8 Other Distributions
8.1 Beta Distribution
The Beta distribution is a continuous distribution defined on the interval \([0, 1]\). Let \(X\) be a random variable with Beta distribution with parameters \(\alpha > 0\) and \(\beta > 0\). The probability density function of \(X\) is given by
\[\begin{align*} f(x) = cx^{\alpha-1} (1-x)^{\beta-1}, \quad 0 \leq x \leq 1, \end{align*}\]
where \(c= \frac{(\alpha + \beta - 1)!}{(\alpha-1)!(\beta-1)!}\) is the normalizing constant. (Note that when \(\alpha\) and \(\beta\) are not integers, we use the \(\Gamma\) function as a generalization of the factorial function.)
This is a simple function supported over the interval \([0, 1]\). The Beta distribution is used as a prior distribution in Bayesian statistics. When \(\alpha\) and \(\beta\) are non-integers, the CDF of the Beta distribution does not have a closed-form expression, making inverse transform sampling impractical. Instead, we can use the Beta-Order Statistics connection to sample from the Beta distribution.
Definition 8.1 (Order Statistics): Let \(X_1, X_2, \ldots, X_n\) be independent and identically distributed random variables. The \(k\)-th order statistic, denoted \(X_{(k)}\), is the \(k\)-th smallest value among \(X_1, X_2, \ldots, X_n\).
Theorem 8.1 (Beta-Order Statistics): Let \(U_1, U_2, \ldots, U_n\) be independent random variables with uniform distribution \(U(0, 1)\). Then the random variable \(X = U_{(k)}\) has Beta distribution with parameters \(\alpha = k\) and \(\beta = n - k + 1\).
Proof. We’ll work out a partial proof of the theorem. Let \(X = U_{(k)}\). The cumulative distribution function of \(X\) is given by
\[\begin{align*} F(x) &= \mathbb{P}(U_{(k)} \leq x) \\ &= \mathbb{P}(\text{at least } k \text{ variables among } U_1, U_2, \ldots, U_n \text{ are less than } x) \\ &= \sum_{i=k}^{n} \binom{n}{i} x^i (1-x)^{n-i}. \end{align*}\]

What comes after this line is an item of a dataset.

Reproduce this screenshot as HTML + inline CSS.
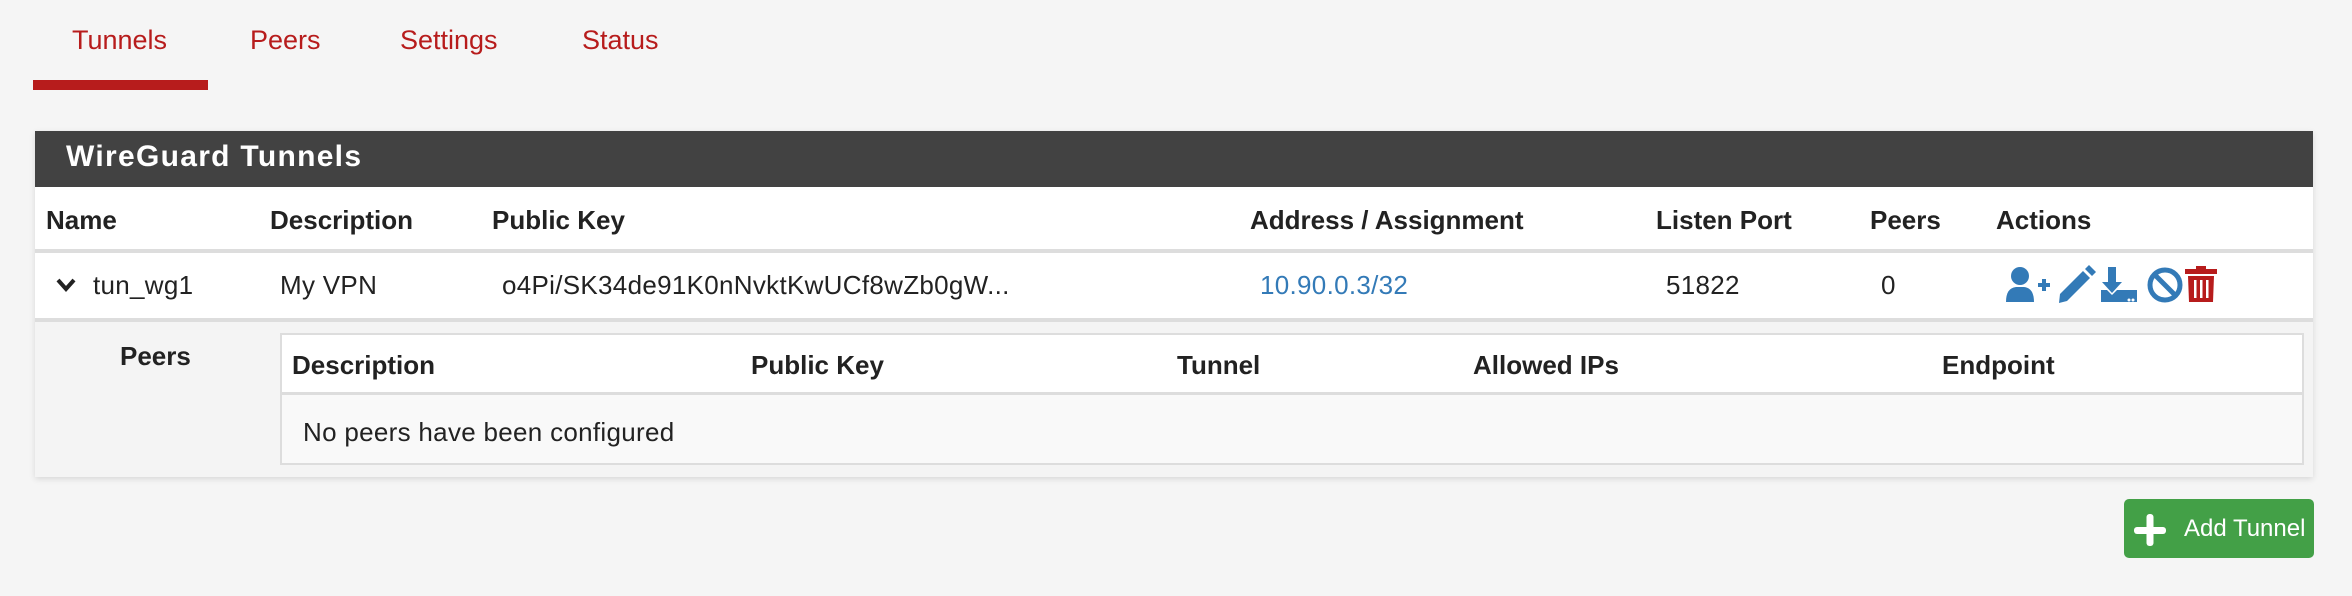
<!DOCTYPE html>
<html><head><meta charset="utf-8"><style>
*{margin:0;padding:0;box-sizing:border-box}
body{width:2352px;height:596px;background:#f5f5f5;font-family:"Liberation Sans",sans-serif;position:relative;overflow:hidden;color:#222}
.a{position:absolute;white-space:nowrap;line-height:1}
.tab{color:#b71c1c;font-size:27px;top:27px}
.th{font-weight:bold;font-size:26px;color:#222}
.td{font-size:26px;color:#222;letter-spacing:0.3px}
</style></head><body>
<div class="a tab" style="left:72px">Tunnels</div>
<div class="a tab" style="left:250px">Peers</div>
<div class="a tab" style="left:400px">Settings</div>
<div class="a tab" style="left:582px">Status</div>
<div class="a" style="left:33px;top:80px;width:175px;height:10px;background:#b71c1c"></div>

<div class="a" style="left:35px;top:131px;width:2278px;height:346px;background:#fff;box-shadow:0 2px 6px rgba(0,0,0,.12)"></div>
<div class="a" style="left:35px;top:131px;width:2278px;height:56px;background:#424242"></div>
<div class="a" style="left:66px;top:142px;color:#fff;font-weight:bold;font-size:30px;letter-spacing:1.3px">WireGuard Tunnels</div>

<div class="a th" style="left:46px;top:207px">Name</div>
<div class="a th" style="left:270px;top:207px">Description</div>
<div class="a th" style="left:492px;top:207px">Public Key</div>
<div class="a th" style="left:1250px;top:207px">Address / Assignment</div>
<div class="a th" style="left:1656px;top:207px">Listen Port</div>
<div class="a th" style="left:1870px;top:207px">Peers</div>
<div class="a th" style="left:1996px;top:207px">Actions</div>
<div class="a" style="left:35px;top:249px;width:2278px;height:4px;background:#ddd"></div>

<svg class="a" style="left:56px;top:277px" width="20" height="16" viewBox="0 0 20 16"><path d="M2 3 L10 12 L18 3" stroke="#222" stroke-width="4" fill="none"/></svg>
<div class="a td" style="left:93px;top:272px">tun_wg1</div>
<div class="a td" style="left:280px;top:272px">My VPN</div>
<div class="a td" style="left:502px;top:272px">o4Pi/SK34de91K0nNvktKwUCf8wZb0gW...</div>
<div class="a td" style="left:1260px;top:272px;color:#337ab7">10.90.0.3/32</div>
<div class="a td" style="left:1666px;top:272px">51822</div>
<div class="a td" style="left:1881px;top:272px">0</div>

<svg class="a" style="left:2005px;top:264px" width="220" height="42" viewBox="0 0 220 42">
 <g fill="#337ab7">
  <circle cx="15" cy="12" r="9"/>
  <path d="M1 38 Q1 24 11 23 L19 23 Q29 24 29 38 Z"/>
  <rect x="33" y="19" width="12" height="4"/><rect x="37" y="15" width="4" height="12"/>
  <path d="M55 30 L78 7 L85 14 L62 37 L54 39 Z"/><path d="M80 5 L84 1 L91 8 L87 12 Z"/>
  <rect x="103" y="3" width="8" height="17"/><path d="M97 18 L117 18 L107 29 Z"/>
  <path d="M96 26 L102 26 L107 31 L112 26 L132 26 L132 38 L96 38 Z"/>
 </g>
 <circle cx="128" cy="36" r="1.5" fill="#fff"/><circle cx="124" cy="36" r="1.5" fill="#fff"/>
 <circle cx="160" cy="21" r="15" stroke="#337ab7" stroke-width="5" fill="none"/>
 <path d="M150 11 L170 31" stroke="#337ab7" stroke-width="5"/>
 <g fill="#b71c1c">
  <rect x="180" y="5" width="32" height="5"/><rect x="191" y="2" width="10" height="4"/>
  <path d="M183 12 L209 12 L208 38 L184 38 Z"/>
 </g>
 <g fill="#fff"><rect x="189" y="16" width="2.5" height="18"/><rect x="195" y="16" width="2.5" height="18"/><rect x="201" y="16" width="2.5" height="18"/></g>
</svg>

<div class="a" style="left:35px;top:318px;width:2278px;height:4px;background:#ddd"></div>
<div class="a" style="left:35px;top:322px;width:2278px;height:155px;background:#f4f4f4"></div>
<div class="a th" style="left:120px;top:343px">Peers</div>
<div class="a" style="left:280px;top:333px;width:2024px;height:132px;background:#f9f9f9;border:2px solid #ddd"></div>
<div class="a" style="left:282px;top:335px;width:2020px;height:60px;background:#fff;border-bottom:3px solid #ddd"></div>
<div class="a th" style="left:292px;top:352px">Description</div>
<div class="a th" style="left:751px;top:352px">Public Key</div>
<div class="a th" style="left:1177px;top:352px">Tunnel</div>
<div class="a th" style="left:1473px;top:352px">Allowed IPs</div>
<div class="a th" style="left:1942px;top:352px">Endpoint</div>
<div class="a td" style="left:303px;top:419px">No peers have been configured</div>

<div class="a" style="left:2124px;top:499px;width:190px;height:59px;background:#43a047;border-radius:5px"></div>
<svg class="a" style="left:2134px;top:514px" width="32" height="32" viewBox="0 0 32 32"><rect x="0" y="13" width="32" height="7" rx="3" fill="#fff"/><rect x="12.5" y="0" width="7" height="32" rx="3" fill="#fff"/></svg>
<div class="a" style="left:2184px;top:517px;color:#fff;font-size:24px">Add Tunnel</div>
</body></html>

We differentiate both sides to get the probability density function of \(X\):
\[\begin{align*} f(x) &= \frac{d}{dx} F(x) \\ &= \sum_{i=k}^{n} \binom{n}{i} \frac{d}{dx}x^i (1-x)^{n-i} \\ &= \sum_{i=k}^{n} \binom{n}{i} i x^{i-1} (1-x)^{n-i} - \binom{n}{i} (n-i) x^i (1-x)^{n-i-1}. \end{align*}\]
The rest of the proof involves checking that the higher terms in the alternating sum cancel out and only the first term with \(i = k\) remains. \(\blacksquare\)
This theorem gives us a simple algorithm to sample from the Beta distribution:
- Generate \(n\) random numbers \(u_1, u_2, \ldots, u_n\) from the uniform distribution \(U(0, 1)\).
- Sort the numbers in increasing order \(u_{(1)} \leq u_{(2)} \leq \ldots \leq u_{(n)}\).
- Return \(u_{(k)}\).
8.2 Mixture Distributions
A mixture distribution is a probability distribution that is formed by taking a weighted sum of two or more probability distributions. Let \(X\) be a random variable that is a mixture of distributions \(f_1(x), f_2(x), \ldots, f_n(x)\) with weights \(w_1, w_2, \ldots, w_n\). The probability density function of \(X\) is given by
\[\begin{align*} f(x) = w_1 f_1(x) + w_2 f_2(x) + \ldots + w_n f_n(x). \end{align*}\]
Mixture distributions are used to model complex distributions that cannot be modeled by a single distribution. We can sample from a mixture distribution by first selecting which component distribution to sample from (with probabilities given by the weights), then sampling from that selected distribution.
To sample from a mixture distribution, we can use the following algorithm:
- Sample from the discrete distribution with probabilities \([w_1, w_2, \ldots, w_n]\) to select a component distribution.
- Sample from the selected component distribution.
- Return the sample.
Note that this is not the same as constructing a linear combination of the component distributions. For example, if \(X_1 \sim N(\mu_1, \sigma_1^2)\) and \(X_2 \sim N(\mu_2, \sigma_2^2)\) are independent, then \(w_1 X_1 + w_2 X_2\) is a normal distribution with mean \(w_1 \mu_1 + w_2 \mu_2\) and variance \(w_1^2 \sigma_1^2 + w_2^2 \sigma_2^2\). This is not the same as a mixture of two normal distributions, which would be bimodal if \(\mu_1\) and \(\mu_2\) are sufficiently different.